The "freeze_support()" line can be omitted if the program
is not going to be frozen to produce an executable.
Traceback (most recent call last):
File "/home/chaoqi/Desktop/mrp-dev/test.py", line 30, in <module>
env = AsyncVectorEnv(env_fns)
File "/home/chaoqi/Desktop/mrp-dev/modular_policy/gymnasium_util/async_vector_env.py", line 177, in __init__
self._check_spaces()
File "/home/chaoqi/Desktop/mrp-dev/modular_policy/gymnasium_util/async_vector_env.py", line 640, in _check_spaces
pipe.send(("_check_spaces", spaces))
File "/home/chaoqi/anaconda3/envs/mrp-beta/lib/python3.9/multiprocessing/connection.py", line 206, in send
self._send_bytes(_ForkingPickler.dumps(obj))
File "/home/chaoqi/anaconda3/envs/mrp-beta/lib/python3.9/multiprocessing/connection.py", line 405, in _send_bytes
self._send(buf)
File "/home/chaoqi/anaconda3/envs/mrp-beta/lib/python3.9/multiprocessing/connection.py", line 368, in _send
n = write(self._handle, buf)
BrokenPipeError: [Errno 32] Broken pipe
I'm on ubuntu 22.04, I'm using the display, sitting right in front of the computer. You might notice that I'm calling my customized async vector env, but that's just direct copy&paste from gymnasium 1.0.0a2 release.
I think you can fix both issues with the same fix. Move all of your non class code into a if __name__ == "__main__":
block. Multiprocessing needs to create a complete copy of the context for your code to work. Right now everytime a new process is made it calls all of your non-class code.

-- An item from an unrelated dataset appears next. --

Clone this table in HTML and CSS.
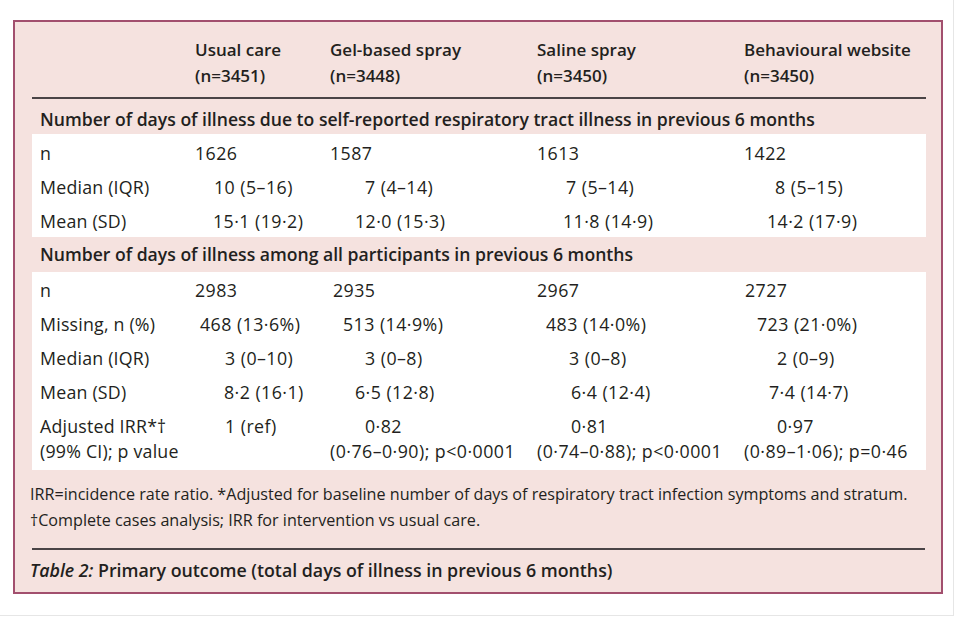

import multiprocessing as mp
import metaworld
import gymnasium
from gymnasium.envs.mujoco.mujoco_rendering import MujocoRenderer
from gymnasium.vector.async_vector_env import AsyncVectorEnv
# class and function definitions from above code
if __name__ == "__main__":
task_name = 'shelf-place-v2-goal-observable'
seed = 42
n_env = 2
env = AsyncVectorEnv([env_fn for _ in range(n_env)])
env.reset()
yes you are right, I was in a rush and didn't realize this was causing problem, moving everything to main is the fix. Thanks, I'll close that issue in Gymnasium as well.